Descreve a vida escolástica: Mancebo sem dinheiro, bom barrete,/ Medíocre o vestido, bom sapato,/ Meias velhas, calção de esfola-gato,/ Cabelo penteado, bom topete.// Presumir de dançar, cantar falsete,/ Jogo de fidalguia, bom barato,/ Tirar falsídia ao moço do seu trato,/ Furtar a carne à ama, que promete.// A putinha aldeã achava em feira,/ Eterno murmurar de alheias famas,/ Soneto infame, sátira elegante.// Cartinhas de trocado para a Freira,/ Comer boi, ser Quixote com as Damas,/ Pouco estudo, isto é ser estudante.
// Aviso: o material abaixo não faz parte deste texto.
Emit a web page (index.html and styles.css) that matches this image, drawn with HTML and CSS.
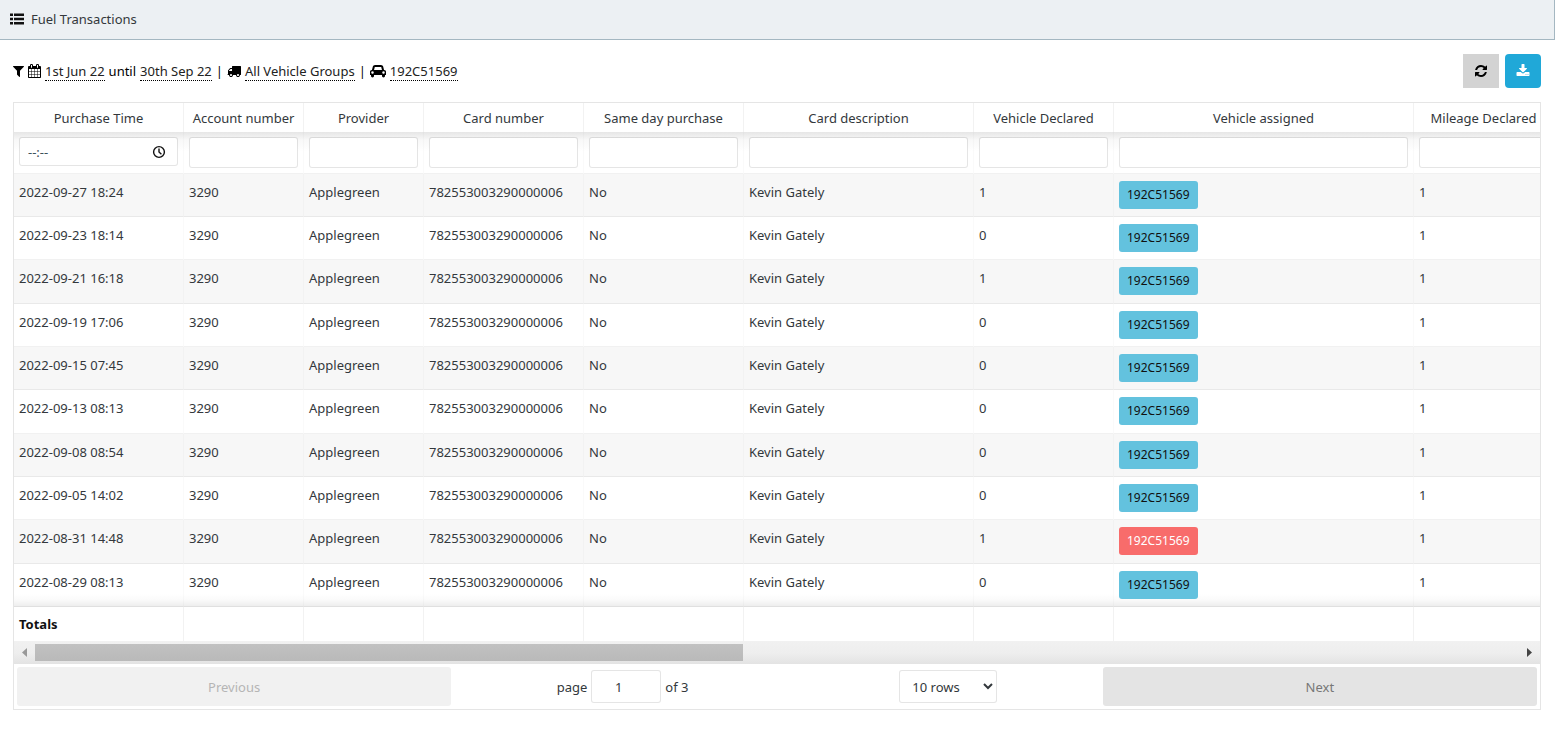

Soneto que pode ser encontrado em Obra Poética de Gregório de Mattos.
Gregório de Mattos é um dos mais célebres poetas da literatura brasileira. Seus poemas muitas vezes ácidos, traiçoeiros e desavergonhados que denunciavam a hipocrisia principalmente dos nobres de Salvador-BA eram vistos com maus olhos, mas acabaram tornando Mattos uma referência do período barroco no Brasil. Apesar de seus poemas satíricos que lhe renderam apelido de Boca do Inferno, Gregório chegava a escrever sobre temas religiosos e filosóficos.
O soneto escolhido por Marcel e Mirtes satiriza o estudante e filosofia escolástica e sua condição de vida paupérrima, além, é claro, de se dedicar mais às coisas mundanas que ao aprendizado.